You Don’t Have the Right Not to Wear a Mask in Public!
Your uncovered mouth can literally kill
I was threatened with death in my own home yesterday.
The person who did it was a delivery man for a well-known chain of home improvement stores who came to install a new refrigerator. From the moment he walked into my kitchen, I knew he was trouble.
He didn’t seem particularly angry or aggressive, and I didn’t see that he was carrying a gun or a knife. But one look at him convinced me that he represented a mortal danger to me and my family.
You see, this guy dared to come into my home not wearing a mask.
As soon as I saw his face, the first thing I said to him was, “Don’t you have a mask?”
He just shook his head and mumbled, “No.”
I should have asked him to leave right then, but I was so shocked I didn’t think quickly enough to do it.
After exchanging a few words with me about the refrigerator he was bringing and the one that would be taken away, he went out to get his partner. When they came back in, I was even more shocked.
Now they were both wearing masks.
That made it clear: they had been issued masks, but just didn’t bother to put them on until confronted about it. In other words, they didn’t really care about my safety or that of my family. Or maybe they just didn’t believe this whole coronavirus thing. In any case, avoiding the discomfort of wearing a mask was more important to them than the fact that they could kill us by their failure to do so.
Your mask is for my protection, not yours!
Sometimes people have the attitude that because they are willing to take their chances with the virus, it’s their choice whether to wear a mask or not. What they don’t get is that the purpose of the mask isn’t to protect them, but to protect the people around them that they could infect. In an article on their website, Cedars Sinai Hospital says:
“Wearing a mask will keep respiratory secretions within that barrier and help protect others if you’re sick with COVID-19, even if you have minimal or no symptoms.”
So, your choice not to wear a mask when you are around me isn’t about you — it’s about the threat you represent to me. It’s quite possible that you literally have my life not in your hands, but in your mouth.
Without a mask you can kill just by talking
On the same day our deliveryman showed up not wearing the mask he obviously had in his truck, the Washington Post featured a story with the headline:
“Experiment shows human speech generates droplets that linger in the air for more than 8 minutes”
The point of the story is that new research indicates that just by talking in an enclosed space, our mouths can spew out a cloud of “oral fluid droplets” that “could potentially contain enough virus particles to represent an infectious dose.”
One hopeful finding of the research is that loud speech produces the most droplets, so hopefully conversation carried on at a normal level may not be as dangerous.
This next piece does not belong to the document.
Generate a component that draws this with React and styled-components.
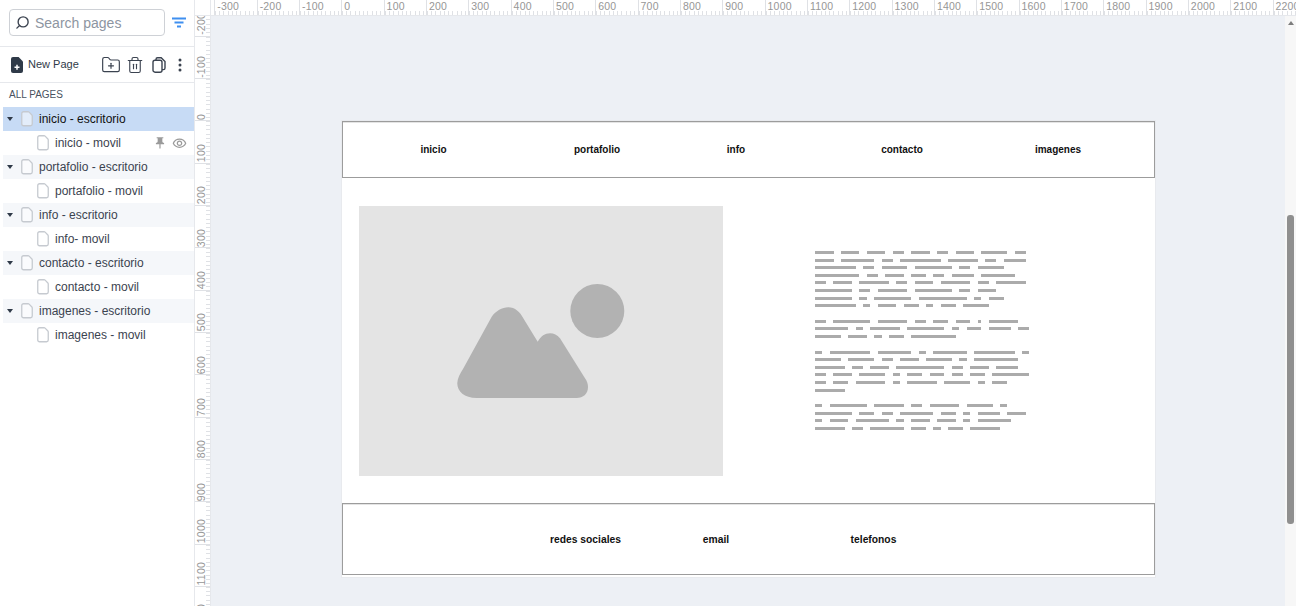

But if you’re not wearing a mask, even that represents a totally unnecessary danger.
This isn’t about civil liberties — it’s about not killing other people!
For weeks, now, groups in several states have been staging public demonstrations to protest what they consider to be violations of their civil liberties due to COVID-19 restrictions. In many cases, the people who show up for these protests want to show their resistance not only against official stay-at-home mandates from state or local officials, but also against the whole idea of being required to change what they do because of the virus. So, in their demonstrations they deliberately flout the social distancing and mask-wearing recommendations of the health professionals. “IT’S MY RIGHT!” they say.
But the rest of us also have rights — including the right to not be assaulted and possibly killed by you exercising your right to not cover your face.
This isn’t about politics or civil liberties! It’s about consideration for others.
I am someone who is past his 70th birthday, and who has several of the underlying health issues that make a person especially at risk if they contract COVID-19. So my interest in this is intensely personal. But we now know that younger adults with no apparent underlying conditions, and even young children are at mortal risk from this disease.
Even if you think being asked to practice social distancing and to wear a mask are violations of your civil liberties, couldn’t you voluntarily and temporarily yield some of those rights to help keep the rest of us safe?